Profound Insight: The bottleneck of image understanding might lie in annotation quality rather than model architecture; high-quality long captions can significantly compensate for a smaller data scale.

Limitations & Future Work¶

Long captions generated by MLLMs inevitably contain hallucinations, especially in complex scenes.
Due to the text encoder's context window constraint of 77 tokens, long captions must be split into subcaptions, which may lose relationships between sentences.
The sparsification threshold \(\sigma\) for the grouping loss is a hyperparameter and may require tuning for segmentation tasks of different gratefulities.
The integration with self-supervised methods like Masked Autoencoders (MAE) has not been explored.

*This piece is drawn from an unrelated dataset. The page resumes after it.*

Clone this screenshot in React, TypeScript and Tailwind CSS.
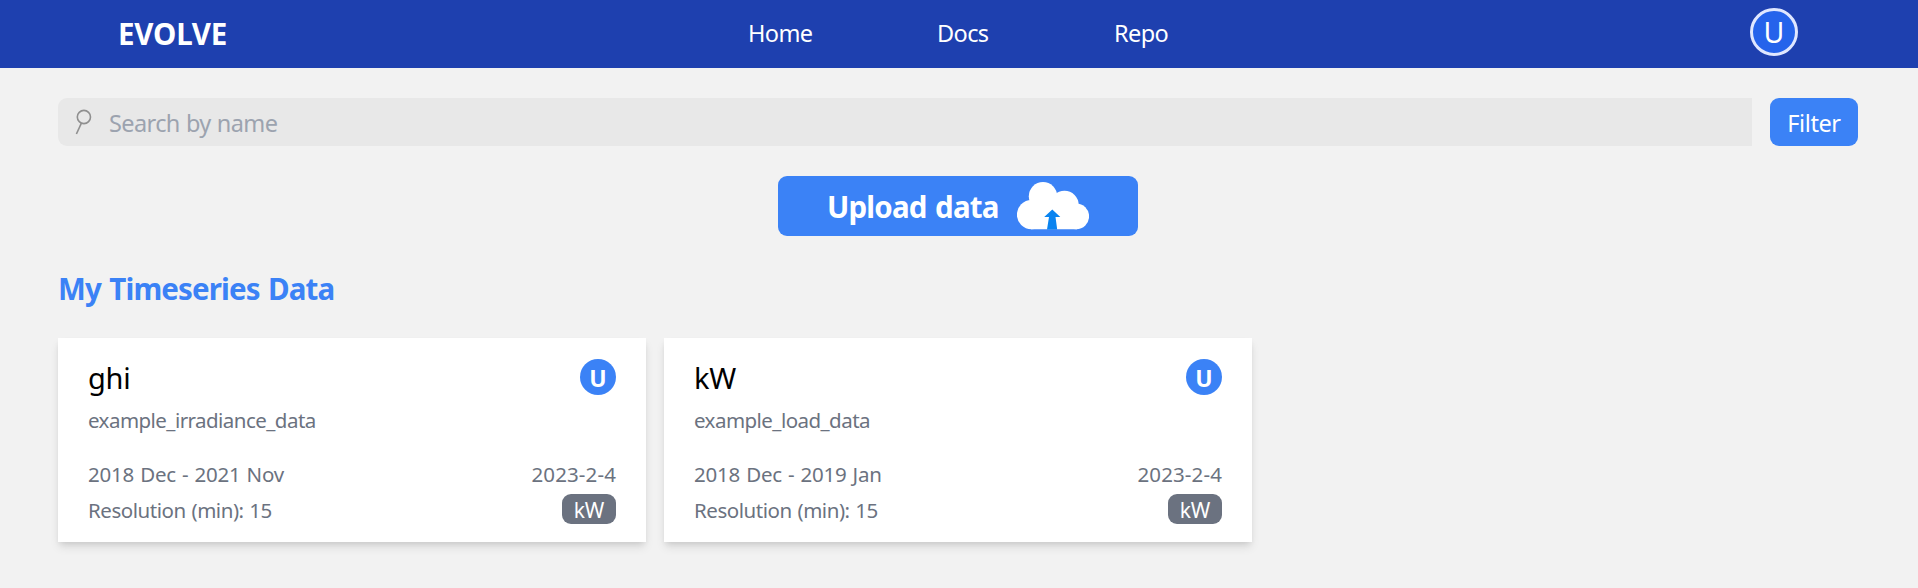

Compared to LaCLIP (which only rewrites short captions using LLMs) and ALIP (which cleans up noisy descriptions), DreamLIP is the first to systematically utilize long captions.
The grouping loss concept is related to the bottom-up grouping mechanism of GroupViT, but approaches it from the perspective of textual supervision.
Insight: Synthetic data generated by MLLMs can benefit the training of earlier foundation models, forming a virtuous cycle.

Rating¶

Novelty: ⭐⭐⭐⭐ The first to systematically explore the role of long captions in vision-language pre-training, with clear insights.
Experimental Thoroughness: ⭐⭐⭐⭐⭐ Covers multiple dimensions such as retrieval, classification, segmentation, and VQA, with comparisons across different data scales and extremely detailed ablations.
Writing Quality: ⭐⭐⭐⭐ Clear structure, rich tables/figures, and convincing visualizations.
Value: ⭐⭐⭐⭐⭐ The conclusion regarding the data efficiency of 30M vs 400M holds highly practical guiding significance.